Brief:
Produce an exact copy of all the data below, dropping every image.

Material provided:

────────

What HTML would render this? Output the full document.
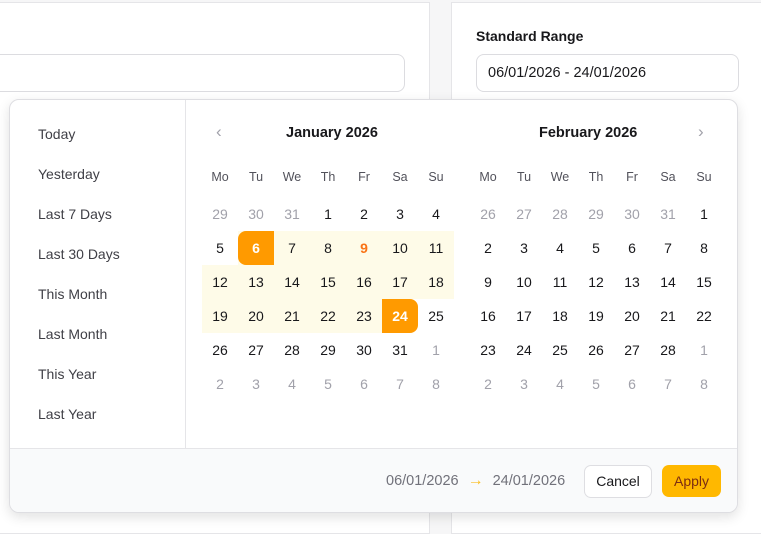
<!DOCTYPE html><html><head><style>
body{margin:0;width:761px;height:522px;overflow:hidden;background:#f6f6f7;font-family:"Liberation Sans",sans-serif;position:relative}
.p{position:absolute;background:#fff;border:1px solid #e5e5e8}
.inp{position:absolute;border:1px solid #dcdce0;border-radius:8px;background:#fff;box-sizing:border-box}
.pop{position:absolute;left:9px;top:99px;width:729px;height:414px;background:#fff;border:1px solid #dedee2;border-radius:10px;box-shadow:0 4px 12px rgba(0,0,0,.12);overflow:hidden;box-sizing:border-box}
.side{position:absolute;left:0;top:0;width:175px;height:349px;border-right:1px solid #e5e5e8}
.side div{position:absolute;left:28px;font-size:14px;color:#3f3f46}
.foot{position:absolute;left:0;top:348px;width:100%;height:66px;background:#f9fafb;border-top:1px solid #e5e5e8}
.c{position:absolute;width:36px;height:34px;line-height:34px;text-align:center;font-size:14px;color:#18181b}
.g{color:#a1a1aa}.h{color:#52525b;font-size:12.5px}
.hl{position:absolute;background:#fefbe8}
.sel{background:#ff9a00;color:#fff;font-weight:bold}
</style></head><body>
<div class="p" style="left:-2px;top:2px;width:430px;height:530px"></div>
<div class="p" style="left:451px;top:2px;width:320px;height:530px"></div>
<div class="inp" style="left:-10px;top:54px;width:415px;height:38px"></div>
<div style="position:absolute;left:476px;top:28px;font-size:14px;font-weight:bold;color:#18181b">Standard Range</div>
<div class="inp" style="left:476px;top:54px;width:263px;height:38px;font-size:14.5px;color:#18181b;padding:10px 0 0 11px">06/01/2026 - 24/01/2026</div>
<div class="pop">
<div class="side">
<div style="top:26px">Today</div><div style="top:66px">Yesterday</div><div style="top:106px">Last 7 Days</div><div style="top:146px">Last 30 Days</div><div style="top:186px">This Month</div><div style="top:226px">Last Month</div><div style="top:266px">This Year</div><div style="top:306px">Last Year</div>
</div>
<div style="position:absolute;left:206px;top:22px;font-size:17px;color:#a1a1aa">‹</div>
<div style="position:absolute;left:276px;top:25px;font-size:14.5px;font-weight:bold;color:#18181b">January 2026</div>
<div style="position:absolute;left:529px;top:25px;font-size:14.5px;font-weight:bold;color:#18181b">February 2026</div>
<div style="position:absolute;left:688px;top:22px;font-size:17px;color:#a1a1aa">›</div>
<div class="hl" style="left:228px;top:131px;width:216px;height:34px"></div>
<div class="hl" style="left:192px;top:165px;width:252px;height:34px"></div>
<div class="hl" style="left:192px;top:199px;width:180px;height:34px"></div>
<div id="cal"></div>
<div class="foot">
<div style="position:absolute;left:376px;top:23px;font-size:14.5px;color:#71717a;white-space:nowrap">06/01/2026<span style="color:#fbbf24;margin:0 9px;font-size:16px">→</span>24/01/2026</div>
<div style="position:absolute;left:574px;top:16px;width:66px;height:31px;border:1px solid #dedee2;border-radius:7px;background:#fff;font-size:14px;color:#18181b;text-align:center;line-height:31px">Cancel</div>
<div style="position:absolute;left:652px;top:16px;width:59px;height:32px;border-radius:7px;background:#ffb800;font-size:14px;color:#7c2d12;text-align:center;line-height:32px">Apply</div>
</div>
</div>
<script>
var o='',d=['Mo','Tu','We','Th','Fr','Sa','Su'];
function m(x,rows){d.forEach(function(t,i){o+='<div class="c h" style="left:'+(x+i*36)+'px;top:60px">'+t+'</div>'});
rows.forEach(function(r,ri){r.forEach(function(v,i){var cl='c';if(v[1])cl+=' '+v[1];o+='<div class="'+cl+'" style="left:'+(x+i*36)+'px;top:'+(97+ri*34)+'px'+(v[2]||'')+'">'+v[0]+'</div>'})})}
function mk(a){return a.map(function(r){return r.map(function(v){return typeof v=='object'?v:[v]})})}
m(192,mk([[[29,'g'],[30,'g'],[31,'g'],1,2,3,4],[5,[6,'sel',';border-radius:8px 0 0 8px'],7,8,[9,'',';color:#f97316;font-weight:bold'],10,11],[12,13,14,15,16,17,18],[19,20,21,22,23,[24,'sel',';border-radius:0 8px 8px 0'],25],[26,27,28,29,30,31,[1,'g']],[[2,'g'],[3,'g'],[4,'g'],[5,'g'],[6,'g'],[7,'g'],[8,'g']]]));
m(460,mk([[[26,'g'],[27,'g'],[28,'g'],[29,'g'],[30,'g'],[31,'g'],1],[2,3,4,5,6,7,8],[9,10,11,12,13,14,15],[16,17,18,19,20,21,22],[23,24,25,26,27,28,[1,'g']],[[2,'g'],[3,'g'],[4,'g'],[5,'g'],[6,'g'],[7,'g'],[8,'g']]]));
document.getElementById('cal').innerHTML=o;
</script>
</body></html>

────────

Answer to this task:
What HTML would render this? Output the full document.
<!DOCTYPE html><html><head><style>
body{margin:0;width:761px;height:522px;overflow:hidden;background:#f6f6f7;font-family:"Liberation Sans",sans-serif;position:relative}
.p{position:absolute;background:#fff;border:1px solid #e5e5e8}
.inp{position:absolute;border:1px solid #dcdce0;border-radius:8px;background:#fff;box-sizing:border-box}
.pop{position:absolute;left:9px;top:99px;width:729px;height:414px;background:#fff;border:1px solid #dedee2;border-radius:10px;box-shadow:0 4px 12px rgba(0,0,0,.12);overflow:hidden;box-sizing:border-box}
.side{position:absolute;left:0;top:0;width:175px;height:349px;border-right:1px solid #e5e5e8}
.side div{position:absolute;left:28px;font-size:14px;color:#3f3f46}
.foot{position:absolute;left:0;top:348px;width:100%;height:66px;background:#f9fafb;border-top:1px solid #e5e5e8}
.c{position:absolute;width:36px;height:34px;line-height:34px;text-align:center;font-size:14px;color:#18181b}
.g{color:#a1a1aa}.h{color:#52525b;font-size:12.5px}
.hl{position:absolute;background:#fefbe8}
.sel{background:#ff9a00;color:#fff;font-weight:bold}
</style></head><body>
<div class="p" style="left:-2px;top:2px;width:430px;height:530px"></div>
<div class="p" style="left:451px;top:2px;width:320px;height:530px"></div>
<div class="inp" style="left:-10px;top:54px;width:415px;height:38px"></div>
<div style="position:absolute;left:476px;top:28px;font-size:14px;font-weight:bold;color:#18181b">Standard Range</div>
<div class="inp" style="left:476px;top:54px;width:263px;height:38px;font-size:14.5px;color:#18181b;padding:10px 0 0 11px">06/01/2026 - 24/01/2026</div>
<div class="pop">
<div class="side">
<div style="top:26px">Today</div><div style="top:66px">Yesterday</div><div style="top:106px">Last 7 Days</div><div style="top:146px">Last 30 Days</div><div style="top:186px">This Month</div><div style="top:226px">Last Month</div><div style="top:266px">This Year</div><div style="top:306px">Last Year</div>
</div>
<div style="position:absolute;left:206px;top:22px;font-size:17px;color:#a1a1aa">‹</div>
<div style="position:absolute;left:276px;top:25px;font-size:14.5px;font-weight:bold;color:#18181b">January 2026</div>
<div style="position:absolute;left:529px;top:25px;font-size:14.5px;font-weight:bold;color:#18181b">February 2026</div>
<div style="position:absolute;left:688px;top:22px;font-size:17px;color:#a1a1aa">›</div>
<div class="hl" style="left:228px;top:131px;width:216px;height:34px"></div>
<div class="hl" style="left:192px;top:165px;width:252px;height:34px"></div>
<div class="hl" style="left:192px;top:199px;width:180px;height:34px"></div>
<div id="cal"></div>
<div class="foot">
<div style="position:absolute;left:376px;top:23px;font-size:14.5px;color:#71717a;white-space:nowrap">06/01/2026<span style="color:#fbbf24;margin:0 9px;font-size:16px">→</span>24/01/2026</div>
<div style="position:absolute;left:574px;top:16px;width:66px;height:31px;border:1px solid #dedee2;border-radius:7px;background:#fff;font-size:14px;color:#18181b;text-align:center;line-height:31px">Cancel</div>
<div style="position:absolute;left:652px;top:16px;width:59px;height:32px;border-radius:7px;background:#ffb800;font-size:14px;color:#7c2d12;text-align:center;line-height:32px">Apply</div>
</div>
</div>
<script>
var o='',d=['Mo','Tu','We','Th','Fr','Sa','Su'];
function m(x,rows){d.forEach(function(t,i){o+='<div class="c h" style="left:'+(x+i*36)+'px;top:60px">'+t+'</div>'});
rows.forEach(function(r,ri){r.forEach(function(v,i){var cl='c';if(v[1])cl+=' '+v[1];o+='<div class="'+cl+'" style="left:'+(x+i*36)+'px;top:'+(97+ri*34)+'px'+(v[2]||'')+'">'+v[0]+'</div>'})})}
function mk(a){return a.map(function(r){return r.map(function(v){return typeof v=='object'?v:[v]})})}
m(192,mk([[[29,'g'],[30,'g'],[31,'g'],1,2,3,4],[5,[6,'sel',';border-radius:8px 0 0 8px'],7,8,[9,'',';color:#f97316;font-weight:bold'],10,11],[12,13,14,15,16,17,18],[19,20,21,22,23,[24,'sel',';border-radius:0 8px 8px 0'],25],[26,27,28,29,30,31,[1,'g']],[[2,'g'],[3,'g'],[4,'g'],[5,'g'],[6,'g'],[7,'g'],[8,'g']]]));
m(460,mk([[[26,'g'],[27,'g'],[28,'g'],[29,'g'],[30,'g'],[31,'g'],1],[2,3,4,5,6,7,8],[9,10,11,12,13,14,15],[16,17,18,19,20,21,22],[23,24,25,26,27,28,[1,'g']],[[2,'g'],[3,'g'],[4,'g'],[5,'g'],[6,'g'],[7,'g'],[8,'g']]]));
document.getElementById('cal').innerHTML=o;
</script>
</body></html>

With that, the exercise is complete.